#### [Given task]
Give the total number of lines with the word "React" in them, and no other words.

========

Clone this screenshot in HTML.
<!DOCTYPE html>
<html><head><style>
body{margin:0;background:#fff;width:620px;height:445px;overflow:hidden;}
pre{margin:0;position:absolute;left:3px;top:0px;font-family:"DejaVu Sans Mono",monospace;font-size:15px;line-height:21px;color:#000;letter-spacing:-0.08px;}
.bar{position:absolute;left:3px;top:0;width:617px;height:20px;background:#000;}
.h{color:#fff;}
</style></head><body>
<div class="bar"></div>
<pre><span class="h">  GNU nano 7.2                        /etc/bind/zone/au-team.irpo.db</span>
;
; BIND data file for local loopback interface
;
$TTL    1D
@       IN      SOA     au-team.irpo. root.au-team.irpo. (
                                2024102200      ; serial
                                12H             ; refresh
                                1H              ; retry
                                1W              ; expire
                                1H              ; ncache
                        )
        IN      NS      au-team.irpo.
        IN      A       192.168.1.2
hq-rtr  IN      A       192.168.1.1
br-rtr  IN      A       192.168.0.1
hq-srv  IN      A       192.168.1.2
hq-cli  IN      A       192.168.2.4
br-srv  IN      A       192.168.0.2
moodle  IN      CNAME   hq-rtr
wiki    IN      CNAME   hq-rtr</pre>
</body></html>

========

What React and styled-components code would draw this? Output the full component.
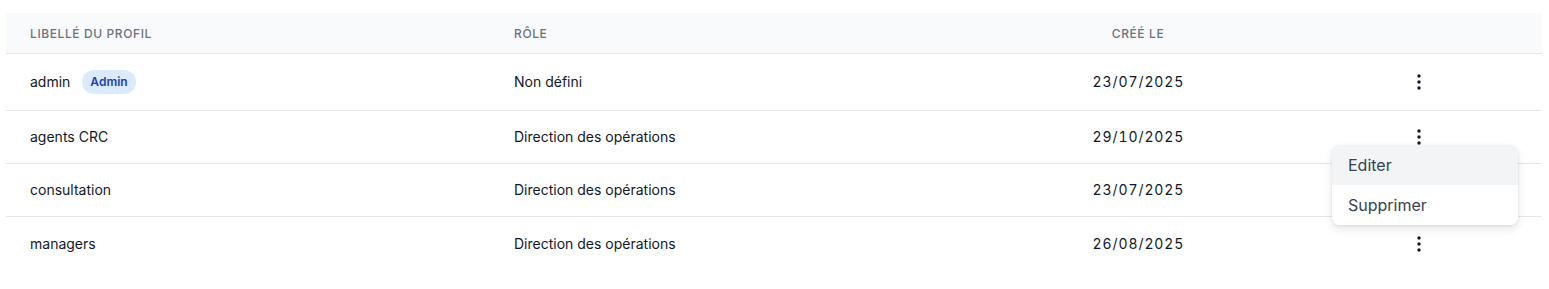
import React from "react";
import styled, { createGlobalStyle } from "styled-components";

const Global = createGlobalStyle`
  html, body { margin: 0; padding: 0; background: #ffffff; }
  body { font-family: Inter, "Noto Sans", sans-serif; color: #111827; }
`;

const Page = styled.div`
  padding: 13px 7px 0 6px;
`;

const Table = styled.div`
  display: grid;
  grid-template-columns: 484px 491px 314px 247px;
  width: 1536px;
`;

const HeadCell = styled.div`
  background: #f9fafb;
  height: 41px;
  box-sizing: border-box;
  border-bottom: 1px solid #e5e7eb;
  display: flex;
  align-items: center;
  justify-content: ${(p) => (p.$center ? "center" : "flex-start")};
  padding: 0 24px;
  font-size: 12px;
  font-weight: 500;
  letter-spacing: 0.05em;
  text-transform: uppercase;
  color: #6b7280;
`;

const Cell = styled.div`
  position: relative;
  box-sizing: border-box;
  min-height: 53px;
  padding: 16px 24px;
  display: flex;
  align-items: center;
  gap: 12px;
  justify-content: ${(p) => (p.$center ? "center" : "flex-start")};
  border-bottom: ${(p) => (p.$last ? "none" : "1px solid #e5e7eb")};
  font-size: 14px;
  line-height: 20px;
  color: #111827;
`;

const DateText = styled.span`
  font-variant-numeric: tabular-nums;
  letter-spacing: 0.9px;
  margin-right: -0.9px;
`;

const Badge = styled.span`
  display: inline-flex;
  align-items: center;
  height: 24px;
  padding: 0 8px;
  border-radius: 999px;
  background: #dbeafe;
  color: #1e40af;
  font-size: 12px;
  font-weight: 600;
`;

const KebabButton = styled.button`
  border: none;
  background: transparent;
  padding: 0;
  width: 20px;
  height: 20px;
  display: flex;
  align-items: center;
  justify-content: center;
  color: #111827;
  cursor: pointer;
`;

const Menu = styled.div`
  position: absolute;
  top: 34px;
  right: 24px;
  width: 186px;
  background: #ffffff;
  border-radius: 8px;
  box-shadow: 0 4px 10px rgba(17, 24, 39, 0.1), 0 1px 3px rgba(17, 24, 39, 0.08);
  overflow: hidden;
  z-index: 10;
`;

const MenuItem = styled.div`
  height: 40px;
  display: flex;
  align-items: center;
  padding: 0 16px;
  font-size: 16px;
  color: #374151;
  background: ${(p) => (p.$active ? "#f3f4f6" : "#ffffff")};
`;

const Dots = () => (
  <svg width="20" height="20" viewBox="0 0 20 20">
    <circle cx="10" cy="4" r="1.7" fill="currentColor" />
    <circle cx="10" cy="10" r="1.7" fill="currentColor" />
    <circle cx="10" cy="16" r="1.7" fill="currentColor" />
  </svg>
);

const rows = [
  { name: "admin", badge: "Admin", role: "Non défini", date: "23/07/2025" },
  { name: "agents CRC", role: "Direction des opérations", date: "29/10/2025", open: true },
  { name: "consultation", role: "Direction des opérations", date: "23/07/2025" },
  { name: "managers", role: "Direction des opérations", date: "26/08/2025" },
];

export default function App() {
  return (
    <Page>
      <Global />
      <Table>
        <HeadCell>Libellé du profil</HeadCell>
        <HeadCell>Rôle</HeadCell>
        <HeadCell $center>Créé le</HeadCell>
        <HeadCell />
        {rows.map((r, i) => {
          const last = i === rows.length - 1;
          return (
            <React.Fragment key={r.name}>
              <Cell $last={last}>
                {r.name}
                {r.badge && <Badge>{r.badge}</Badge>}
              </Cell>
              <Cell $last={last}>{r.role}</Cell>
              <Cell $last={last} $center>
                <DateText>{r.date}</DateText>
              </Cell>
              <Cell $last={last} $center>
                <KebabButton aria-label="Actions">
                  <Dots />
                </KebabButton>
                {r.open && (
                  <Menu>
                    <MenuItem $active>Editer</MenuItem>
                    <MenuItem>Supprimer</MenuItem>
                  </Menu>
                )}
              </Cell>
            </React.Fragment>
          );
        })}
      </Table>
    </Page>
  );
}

========

#### [Exercise output]
4